Strategy calls for establishment of hub branches over five spoke branches to help with personnel in such sectors as wealth management to cope with expansion of non-face channel banking
President Sohn Tae-seung of Woori Bank.
Woori Bank plans to rearrange the main functions of its branches around the country under a so-called “Hub and Spoke Strategy” in the second half to keep its customers close while non-face channels for customers have been rising, which has cut the number of its outlets.
The strategy will have a main branch leading five other smaller branches close by, which was necessitated by changes in the financial environment, and will be taking shape starting with the banking outlets in suburbs of Seoul from the second half of this year, President Sohn Tae-seung said.
The number of Woori Bank’s branches has been decreasing of late from 934 in 2015 to 894 in 2016 and to 876 last year with the frequent use of online banking and smart phone banking cutting into the number of the personal visits to the banking outlets.
However, President Sohn said the bank cannot blindly follow such trends and cut the number of branches as the convenience for customers should not be overlooked.
The restructuring will take place by taking into consideration the special characteristics of the areas where those branches are located to make them vital to the everyday lives of the residents, the CEO said.
He said a branch staffed by 10 people sometimes doesn’t have more than 10 visitors in a day, adding that the branches like those should be made into “spoke” branches.

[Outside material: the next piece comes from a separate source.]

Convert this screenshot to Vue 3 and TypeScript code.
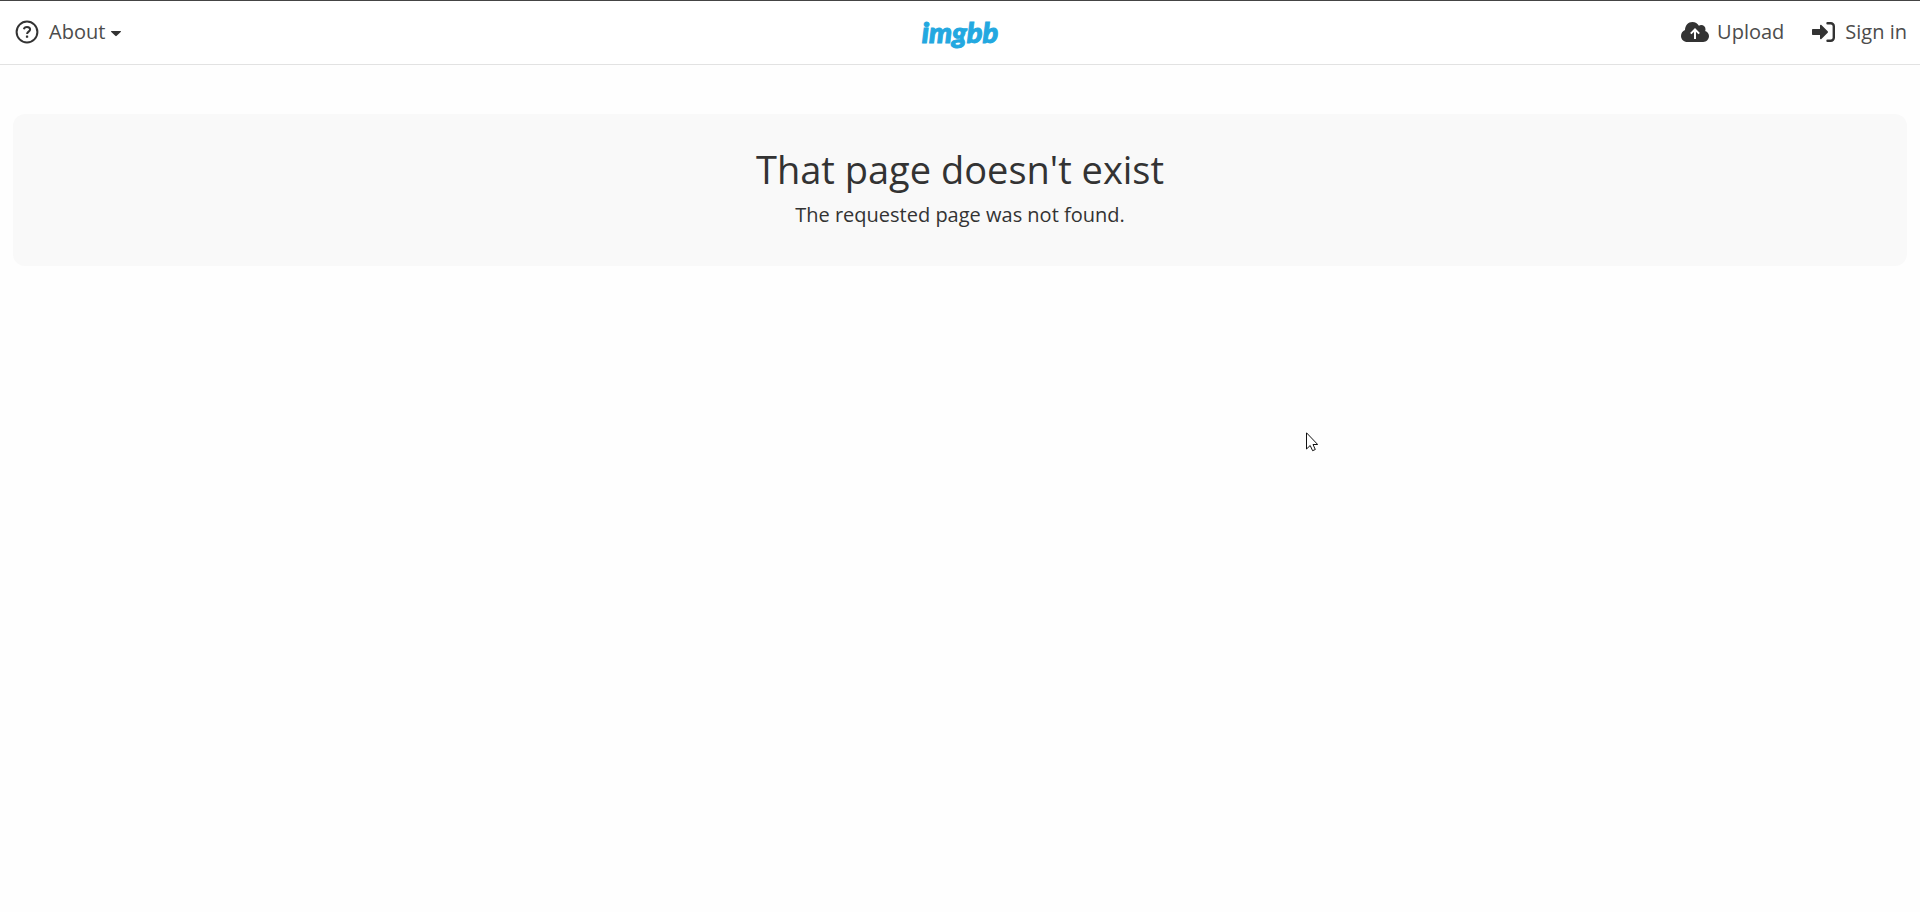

He said branches with more than 20 or 30 staff should be made “hub” branches within financial centers so that could lend a hand to the spoke branches in such areas as the wealth management if they don’t have enough personnel to take care of the sector.
He feels that the Hub and Spoke Strategy is designed to take care of the outlets with not enough personnel by sharing the personnel each other.
But he cautioned that the strategy may not be good for all branches around the country, which is why it will be limited to the suburbs of Seoul first to how it works.
Woori Bank was the first Korean bank to be established in 1899, with royal funds under the approval of Emperor Gojong, for the purpose of "facilitating the flow of funds and contributing to the development of the national economy."
Woori Bank continued its growth through the late Chosun period, the Industrial Revolution, the Asian financial crisis, and the recent global financial crisis, and thereby, prospered together with the Korean people and nation to serve as a solid backbone of the Korean financial industry.
“As we have throughout our history, Woori Bank will continue to do our utmost to provide more convenient and safer financial services to customers, and cement our position as a lifelong financial partner for all our retail and corporate customers,” it said.
Woori Bank is a bank headquartered in Seoul, South Korea and Woori Bank is a subsidiary of the parent company Woori Financial Group.
The bank was founded back in 1899, originally called Daehan Cheon-il Bank, renamed Joseon Sangup Bank in 1911, then Commercial Bank of Korea in 1950s.
Following the 1997 Asian financial crisis, it merged with the former Hanil Bank and Peace Bank to become Hanvit Bank. Woori Bank adopted its current name in 2002. Its Jongno branch is located in the Gwangtonggwan, the oldest continuously-operating bank building in Korea. It was registered as one of city's protected monuments on March 5, 2001 In 2004, Woori Bank opened its Gaeseong Industrial Complex branch, in Gaeseong, North Korea.
In May 2009, Woori Bank became the first South Korean bank to issue UnionPay debit cards in China.
In March 2010 it became the first foreign bank to issue Shanghai Tourism Cards in mainland China. Woori Bank has operations in Bangladesh, India and in Indonesia. On 14 March 2012, its Indonesian subsidiary, Bank Woori Indonesia, announced a plan to merge with a local bank, Bank Saudara.